Did you catch TV3’s Inside New Zealand documentary programme a few weeks ago on “Satanic Ritual Abuse”? If so, you won’t have forgotten it, try as you might to “repress” the memory. It was one of the most sublimely awful hours of television ever to be broadcast in Godzone — silly, irresponsible and sleazy. A middle-aged woman led a camera crew around the North Island to the sites where as a child she claims to have been been sexually abused in the late 1940s and 1950s by her mum and dad, the parish priest, town dignitaries, and no doubt the local dog catcher and all the dogs.

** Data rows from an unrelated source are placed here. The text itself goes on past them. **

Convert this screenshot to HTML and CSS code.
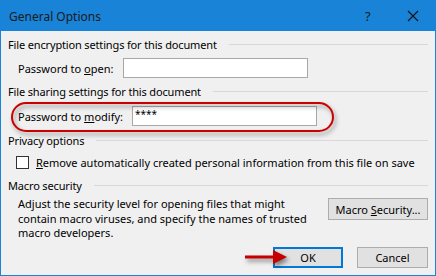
FILE: index.html
```html
<!DOCTYPE html>
<html>
<head>
<meta charset="utf-8">
<link rel="stylesheet" href="styles.css">
</head>
<body>
<div class="window">
  <div class="titlebar">
    <span class="title">General Options</span>
    <span class="help">?</span>
    <svg class="close" width="12" height="12" viewBox="0 0 12 12"><path d="M1 1L11 11M11 1L1 11" stroke="#111" stroke-width="1.1" fill="none"/></svg>
  </div>
  <div class="content">
    <div class="group-header"><span>File encryption settings for this document</span><i class="rule"></i></div>
    <div class="row row-open">
      <span class="label label-open">Password to <u>o</u>pen:</span>
      <span class="field"></span>
    </div>
    <div class="group-header gh2"><span>File sharing settings for this document</span><i class="rule"></i></div>
    <div class="row row-modify">
      <span class="label label-modify">Password to <u>m</u>odify:</span>
      <span class="field field-pw">****</span>
    </div>
    <div class="group-header gh3"><span>Privacy options</span><i class="rule"></i></div>
    <div class="check-row">
      <span class="checkbox"></span>
      <span><u>R</u>emove automatically created personal information from this file on save</span>
    </div>
    <div class="group-header gh4"><span>Macro security</span><i class="rule"></i></div>
    <div class="macro">
      <p class="macro-text">Adjust the security level for opening files that might<br>contain macro viruses, and specify the names of trusted<br>macro developers.</p>
      <button class="btn btn-macro">Macro <u>S</u>ecurity...</button>
    </div>
    <div class="buttons">
      <button class="btn btn-ok">OK</button>
      <button class="btn btn-cancel">Cancel</button>
    </div>
  </div>
  <div class="ellipse"></div>
  <svg class="arrow" width="50" height="24" viewBox="0 0 50 24">
    <path d="M2 10.5H30V5L44 12L30 19V13.5H2Z" fill="#c40000"/>
  </svg>
</div>
</body>
</html>
```
FILE: styles.css
```css
* { box-sizing: border-box; }
html, body { margin: 0; padding: 0; }
body {
  width: 436px;
  height: 276px;
  background: #f0f0f0;
  font-family: "Noto Sans", "Open Sans", sans-serif;
  font-size: 11px;
  color: #000;
  overflow: hidden;
}
u { text-decoration: underline; text-underline-offset: 1px; }
.window {
  position: relative;
  width: 436px;
  height: 276px;
  border: 1px solid #1883d7;
  background: #f0f0f0;
}
.titlebar {
  height: 30px;
  background: #1883d7;
  display: flex;
  align-items: center;
  padding-left: 8px;
  color: #1a1a1a;
  font-size: 12px;
}
.title { flex: 1; }
.help { width: 12px; margin-right: 30px; font-size: 13px; }
.close { margin-right: 16px; }
.content {
  padding: 6px 7px 0 7px;
}
.group-header {
  height: 16px;
  line-height: 16px;
  display: flex;
  align-items: center;
  white-space: nowrap;
  letter-spacing: -0.15px;
}
.rule {
  flex: 1;
  height: 1px;
  background: #d8d8d8;
  margin-left: 12px;
  margin-top: -1px;
}
.gh2 { margin-top: 6px; }
.gh3 { margin-top: 7px; }
.gh4 { margin-top: 8px; }
.row {
  display: flex;
  align-items: center;
  padding-left: 10px;
  margin-top: 5px;
  height: 20px;
}
.row-modify { margin-top: 6px; }
.label { white-space: nowrap; }
.label-open { width: 105px; }
.label-modify { width: 114px; }
.field {
  width: 185px;
  height: 20px;
  background: #fff;
  border: 1px solid #a8a8a8;
  padding-left: 2px;
  line-height: 18px;
}
.field-pw {
  font-size: 10px;
  line-height: 14px;
}
.check-row {
  display: flex;
  align-items: center;
  margin-top: 5px;
  padding-left: 8px;
  height: 16px;
  white-space: nowrap;
}
.checkbox {
  width: 13px;
  height: 13px;
  border: 1px solid #333;
  background: #fff;
  margin-right: 7px;
}
.macro {
  display: flex;
  align-items: flex-start;
  margin-top: 3px;
}
.macro-text {
  flex: 1;
  margin: 0;
  padding-left: 10px;
  line-height: 14.5px;
}
.btn {
  font-family: inherit;
  font-size: 11px;
  color: #000;
  background: #e1e1e1;
  border: 1px solid #adadad;
  padding: 0;
  margin: 0;
}
.btn-macro {
  width: 100px;
  height: 22px;
  margin-top: 1px;
}
.buttons {
  display: flex;
  justify-content: flex-end;
  gap: 14px;
  margin-top: 6px;
}
.btn-ok {
  width: 70px;
  height: 21px;
  border: 2px solid #0078d7;
}
.btn-cancel {
  width: 71px;
  height: 21px;
}
.ellipse {
  position: absolute;
  left: 10px;
  top: 101px;
  width: 323px;
  height: 30px;
  border: 2px solid #cc0000;
  border-radius: 16px;
  filter: drop-shadow(2px 3px 2px rgba(0,0,0,0.4));
}
.arrow {
  position: absolute;
  left: 242px;
  top: 244px;
  filter: drop-shadow(2px 3px 2px rgba(0,0,0,0.45));
}
```
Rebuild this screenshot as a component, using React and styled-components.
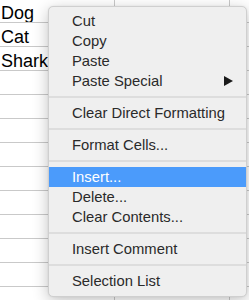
import React from "react";
import styled, { createGlobalStyle } from "styled-components";

const GlobalStyle = createGlobalStyle`
  html, body {
    margin: 0;
    padding: 0;
    background: #ffffff;
    overflow: hidden;
  }
`;

const Page = styled.div`
  position: relative;
  width: 249px;
  height: 300px;
  overflow: hidden;
  background: #ffffff;
`;

const Sheet = styled.div`
  display: flex;
  flex-direction: column;
`;

const Row = styled.div`
  display: grid;
  grid-template-columns: 115px 115px 1fr;
  height: 24px;
  box-sizing: border-box;
  border-bottom: 1px solid #c9c9c9;
  &:first-child {
    height: 23px;
  }
`;

const Cell = styled.div`
  display: flex;
  align-items: flex-end;
  padding-left: 1px;
  border-right: ${({ $last }) => ($last ? "none" : "1px solid #c9c9c9")};
  font-family: "Liberation Sans", Arial, sans-serif;
  font-size: 18px;
  line-height: 18px;
  color: #000;
  white-space: nowrap;
  overflow: hidden;
`;

const Menu = styled.div`
  position: absolute;
  left: 48px;
  top: 6px;
  width: 199px;
  box-sizing: border-box;
  padding: 4px 0 5px;
  background: #efefef;
  border: 1px solid #cfcfcf;
  border-radius: 5px;
  box-shadow: 0 4px 16px rgba(0, 0, 0, 0.24), 0 0 2px rgba(0, 0, 0, 0.08);
  display: flex;
  flex-direction: column;
`;

const Item = styled.div`
  height: 20px;
  display: flex;
  align-items: center;
  justify-content: space-between;
  padding: 0 13px 0 23px;
  font-family: "Liberation Sans", Arial, sans-serif;
  font-size: 14.8px;
  color: ${({ $active }) => ($active ? "#ffffff" : "#2a2a2a")};
  background: ${({ $active }) => ($active ? "#4b9bfb" : "transparent")};
  white-space: nowrap;
`;

const Arrow = styled.span`
  width: 0;
  height: 0;
  border-top: 5px solid transparent;
  border-bottom: 5px solid transparent;
  border-left: 9px solid #1a1a1a;
`;

const Separator = styled.div`
  height: 12px;
  display: flex;
  align-items: center;
  &::after {
    content: "";
    flex: 1;
    height: 2px;
    background: #dddddd;
  }
`;

const rows = [
  ["Dog", "Bird", ""],
  ["Cat", "", ""],
  ["Shark", "", ""],
  ["", "", ""],
  ["", "", ""],
  ["", "", ""],
  ["", "", ""],
  ["", "", ""],
  ["", "", ""],
  ["", "", ""],
  ["", "", ""],
  ["", "", ""],
  ["", "", ""],
];

const menu = [
  { label: "Cut" },
  { label: "Copy" },
  { label: "Paste" },
  { label: "Paste Special", sub: true },
  { sep: true },
  { label: "Clear Direct Formatting" },
  { sep: true },
  { label: "Format Cells..." },
  { sep: true },
  { label: "Insert...", active: true },
  { label: "Delete..." },
  { label: "Clear Contents..." },
  { sep: true },
  { label: "Insert Comment" },
  { sep: true },
  { label: "Selection List" },
];

export default function App() {
  return (
    <Page>
      <GlobalStyle />
      <Sheet>
        {rows.map((r, i) => (
          <Row key={i}>
            <Cell>{r[0]}</Cell>
            <Cell>{r[1]}</Cell>
            <Cell $last>{r[2]}</Cell>
          </Row>
        ))}
      </Sheet>
      <Menu>
        {menu.map((m, i) =>
          m.sep ? (
            <Separator key={i} />
          ) : (
            <Item key={i} $active={m.active}>
              <span>{m.label}</span>
              {m.sub && <Arrow />}
            </Item>
          )
        )}
      </Menu>
    </Page>
  );
}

Therapists testfied that her stories ought to be taken seriously, despite the fact that she only “remembered” them a couple of years ago. The police have not been so gullible, but that didn’t stop TV3 from presenting the whole sorry fantasy, defaming the dead (and the lady’s mum, who is in a resthome with Alzheimer’s) with stories of sadistic sexual rituals, where babies were killed, blood drunk, and a good time had by all.

Two years ago I would have sworn that television in this country had scraped bottom, but when considering commercial television, there is more garbage in heaven and the broadcast day than is dreamt of in your philosophy.

TVNZ squanders two hours of prime time on a pseudodocumentary, apparently on Egyptology, in which Charlton Heston seems to start reasonably enough but which ends with Sphinx-building aliens and the “Face on Mars,” and has regular offerings on the paranormal, proving what every New Ager has always wanted to believe about quack medicine, clairvoyancy, and ESP. The “news” goes infotainment wherever possible and any possible decent programming is cleverly scheduled at a time sufficiently inconvenient — say, 7.30 am — that precious few will see it. But TVNZ can always say, “Oh, we do have fine educational programmes — you elitist snobs can tape them”.

The latest assault on the taste and intelligence of New Zealanders comes at 7.00 pm on weeknights. TV3 is trying to draw viewers away from TVNZ’s Shortland Street and Wheel of Fortune by screening Hard Copy. This deplorable offering is bad enough at any time of day, but it is particularly egregious in this spot, because it carries segments that are rated “AO”. Thus the spirit of competition drives TV3 to flout the “watershed” code which requires that Adults Only material must not be shown before 8.30 pm. By their standards it may seem a small infraction, but it is just another symptom of the degradation of public discourse and entertainment.

New Zealand remains the only English-speaking country in the world without an intelligent, noncommercial alternative to junk television. What a tragedy — especially for young people, whose eyes and minds might be opened to worlds of science, history, and cultural understanding were families given a choice away from the cheap game shows, shallow soaps, and violent entertainment that dominates our evening television.

The current Broadcasting Minister, Maurice Wiiliamson, doesn’t want the change (he’s for competition), and neither does the Labour Broadcasting Spokesperson, Steve Maharey, who doesn’t like anything that smacks of “elitism”. Both these chaps tell us New Zealand cannot afford a noncommercial television channel, which misses the point entirely. All that’s needed is a nightly prime-time band of two or three hours for high-quality programmes presented without commercial interruption in the body of the programme. Such an arrangment is eminently affordable for New Zealand.

Williamson and Maharey, however, are happy for their private reasons that we’re to be fed this junk. And every night that passes squanders yet another opportunity to open people’s minds to something better, to make a constructive contribution to knowledge and understanding in New Zealand.